Hingga pukul 17.00 WIB, pasangan nomor urut 2 Prabowo Subianto-Gibran Rakabuming Raka masih unggul dalam real count hasil pemilu presiden dan Wakil presiden 2024 di KPU, yang diunggah dalam situs web pemilu2024.kpu.go.id.


Dari 77,54 persen suara yang sudah dihitung, Prabowo-Gibran meraih 75.035.774 suara atau 58,84 persen disusul pasangan nomor urut 1 Anies Baswedan-Muhaimin iskandar dengan 31.189.479 suara (24,46 persen) serta pasangan nomor urut 3 Ganjar Pranowo-Mahfud Md dengan 21.297.565 suara (16,7 persen).


Berikut ini respons PBNU dan Muhammadiyah terhadap hasil Pemilu 2023 dan wacana hak angket DPR:


1. PBNU


Ketua PBNU Bidang Keagamaan Ahmad Fahrur Rozi meminta semua pihak menyebarkan pesan damai usai pelaksanaan Pemilu 2024.


"Semua tokoh masyarakat, khususnya tokoh agama, diharapkan dapat memberikan nasihat damai. Khusus bagi umat Islam, mari bersiap menyambut bulan suci Ramadan dan beribadah lebih giat lagi menjemput malam Lailatul Qadar," kata Gus Fahrur, sapaan akrabnya, dalam keterangan tertulis pada Senin, 26 Februari.


Gus Fahrur meminta semua pihak berwenang menjaga kedamaian usai pemilu. Untuk penyelenggara pemilu, yakni KPU dan Bawaslu, serta pemerintah hendaknya memberikan pemahaman kepada masyarakat sesuai dengan data yang masuk.


Mengenai hasil Pemilu 2024, dia berharap semua pihak dapat bersabar menunggu pengumuman resmi KPU dan menahan diri untuk tidak menyebarkan informasi yang belum atau tidak jelas, apalagi menimbulkan provokasi di masyarakat.


Menurutnya, pada era media sosial seperti sekarang ini, informasi begitu bebas berkeliaran sehingga dengan mudah bertebaran hoaks atau editan.


"Serahkan urusan pemilu kepada pihak-pihak yang mempunyai kewenangan sesuai undang-undang untuk melakukan penghitungan suara secara cermat dan hati-hati.
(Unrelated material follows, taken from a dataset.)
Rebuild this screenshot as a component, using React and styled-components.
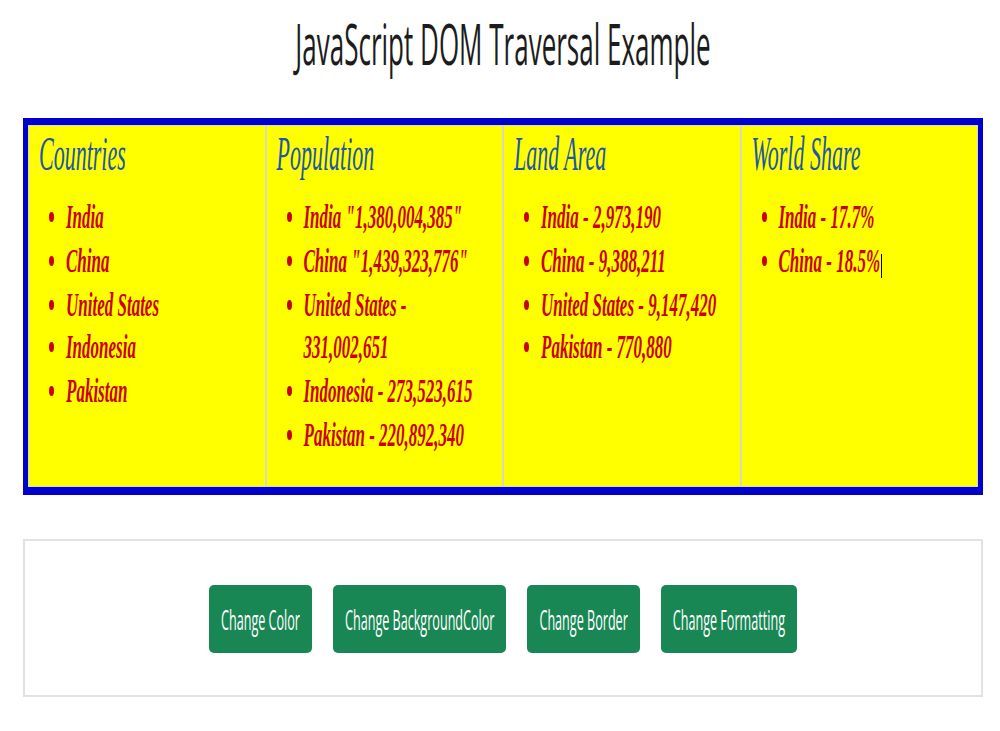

Mari kita berbaik sangka saja agar suasana kondusif, rukun, dan tetap tenang," ujarnya.


Gus Fahrur mengingatkan pihak yang tidak berwenang jangan membuat pernyataan yang tidak jelas dan turut menjaga ruang publik agar tetap nyaman. "Masyarakat tetap percaya kepada pemerintah. Insyaallah semua bekerja dengan baik dan diawasi oleh semua kalangan. Jika ada kecurangan silakan dilaporkan," kata dia.


2. Muhammadiyah


Ketua Umum Pimpinan Pusat Muhammadiyah Haedar Nashir mengatakan organisasi yang dipimpinnya akan bersikap netral mengenai hak angket DPR yang akan diusulkan oleh kontestan Pemilu 2024.
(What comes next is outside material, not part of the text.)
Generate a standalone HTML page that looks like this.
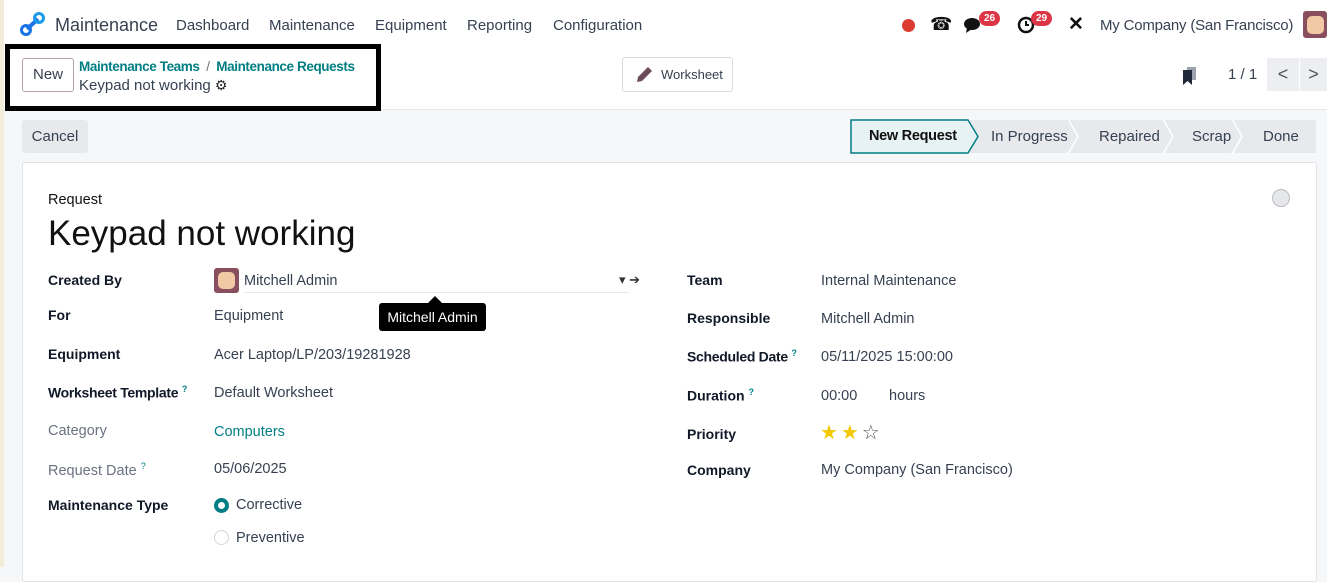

"Ya, kami netral dalam arti bahwa hal itu sudah bukan jadi urusannya. Muhammadiyah tidak akan menjadi pelaku untuk urusan itu," kata Haedar usai Munas Tarjih XXXII di Pekalongan, Jawa Tengah, Jumat sore lalu.
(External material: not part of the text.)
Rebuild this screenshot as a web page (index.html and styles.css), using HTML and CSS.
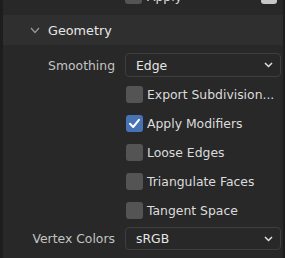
FILE: index.html
```html
<!doctype html>
<html>
    <head>
        <title>Export settings: Geometry</title>
        <link rel="stylesheet" href="styles.css">
    </head>
    <body>
        <div class="panel">
            <div class="prev-row">
                <span class="check prev-check"></span>
                <span class="prev-text">Apply</span>
                <span class="prev-box"></span>
            </div>
            <div class="panel-header">
                <svg class="chevron" width="10" height="7" viewBox="0 0 10 7">
                    <path d="M1 1 L5 5.5 L9 1" fill="none" stroke="#9a9a9a" stroke-width="1.2"/>
                </svg>
                <span>Geometry</span>
            </div>
            <div class="panel-body">
                <div class="row row-select">
                    <label class="field-label">Smoothing</label>
                    <div class="select">
                        <span>Edge</span>
                        <svg width="9" height="6" viewBox="0 0 9 6">
                            <path d="M1 1 L4.5 4.5 L8 1" fill="none" stroke="#e0e0e0" stroke-width="1.5"/>
                        </svg>
                    </div>
                </div>
                <div class="row row-check">
                    <span class="check"></span>
                    <span class="check-label">Export Subdivision...</span>
                </div>
                <div class="row row-check">
                    <span class="check checked">
                        <svg width="17" height="17" viewBox="0 0 17 17">
                            <path d="M4 8.8 L7.2 12 L13 4.8" fill="none" stroke="#fff" stroke-width="2" stroke-linecap="round" stroke-linejoin="round"/>
                        </svg>
                    </span>
                    <span class="check-label">Apply Modifiers</span>
                </div>
                <div class="row row-check">
                    <span class="check"></span>
                    <span class="check-label">Loose Edges</span>
                </div>
                <div class="row row-check">
                    <span class="check"></span>
                    <span class="check-label">Triangulate Faces</span>
                </div>
                <div class="row row-check">
                    <span class="check"></span>
                    <span class="check-label">Tangent Space</span>
                </div>
                <div class="row row-select row-last">
                    <label class="field-label">Vertex Colors</label>
                    <div class="select">
                        <span>sRGB</span>
                        <svg width="9" height="6" viewBox="0 0 9 6">
                            <path d="M1 1 L4.5 4.5 L8 1" fill="none" stroke="#e0e0e0" stroke-width="1.5"/>
                        </svg>
                    </div>
                </div>
            </div>
        </div>
    </body>
</html>
```
FILE: styles.css
```css
body {
    margin: 0;
    background-color: #1d1d1d;
    font-family: "DejaVu Sans", sans-serif;
    font-size: 12.4px;
    overflow: hidden;
}
.panel {
    margin-left: 3px;
    width: 280px;
    height: 258px;
    background-color: #282828;
}
.prev-row {
    height: 15px;
    position: relative;
    overflow: hidden;
}
.prev-check {
    position: absolute;
    left: 122px;
    top: -13px;
}
.prev-text {
    position: absolute;
    left: 144px;
    top: -11px;
    color: #dcdcdc;
}
.prev-box {
    position: absolute;
    left: 258px;
    top: -12px;
    width: 16px;
    height: 16px;
    border-radius: 3px;
    background-color: #c8c8c8;
}
.panel-header {
    height: 30px;
    display: flex;
    align-items: center;
    background-color: #2f2f2f;
    color: #e6e6e6;
    font-size: 12.8px;
}
.chevron {
    margin-left: 27px;
    margin-right: 8px;
}
.panel-body {
    padding-top: 8px;
}
.row {
    display: flex;
    align-items: center;
}
.row-select {
    height: 24px;
    margin-bottom: 3px;
}
.row-last {
    height: 23px;
    margin-top: 2px;
    margin-bottom: 0;
}
.row-check {
    height: 29px;
    padding-left: 123px;
}
.field-label {
    width: 112px;
    padding-right: 10px;
    text-align: right;
    color: #c4c4c4;
}
.select {
    box-sizing: border-box;
    width: 156px;
    height: 100%;
    border: 1px solid #3e3e3e;
    border-radius: 4px;
    background-color: #282828;
    color: #e6e6e6;
    display: flex;
    align-items: center;
    justify-content: space-between;
    padding: 0 7px 0 10px;
}
.check {
    width: 17px;
    height: 17px;
    border-radius: 3px;
    background-color: #545454;
    flex-shrink: 0;
}
.check.checked {
    background-color: #4772b3;
}
.check svg {
    display: block;
}
.check-label {
    margin-left: 4px;
    color: #dcdcdc;
}
```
Namun dia mengatakan, jika memang ada masalah, penyimpangan, dan kecurangan, agar dapat diselesaikan secara hukum sesuai konstitusi.


Haedar mengatakan perlu adanya rekonsiliasi kembali untuk menjaga persatuan Indonesia karena dalam sebuah pertandingan manapun harus ada akhirnya, yaitu ada yang menang dan ada yang kalah.


"Akan tetapi, kita harus bersikap dewasa yaitu yang menang jangan jumawa dan kalah jangan menjauhi diri. Namun lebih dari itu, semua pihak harus belajar dari pemilu ke pemilu agar bisa lebih baik lagi," ujarnya.


Menurut dia, pandangan Muhammadiyah sebagai organisasi terhadap Indonesia masih sama yaitu netral dan independen dari kekuatan politik. Namun Muhammadiyah tetap dalam satu sistem bernegara yang memiliki politik kebangsaan sebelum merdeka hingga setelah merdeka. "Jadi Muhammadiyah tidak berpolitik praktis, namun berpolitik berkebangsaan," ucapnya.


Haedar menegaskan Muhammadiyah tidak terpengaruh oleh dinamika politik partisan maupun partai politik peserta pemilu. “Kami akan memberikan kebebasan warga untuk memberikan pilihan politik yang cerdas, bertanggung jawab. Hal yang penting lagi kita harus menyikapi hasil politik secara dewasa," tuturnya.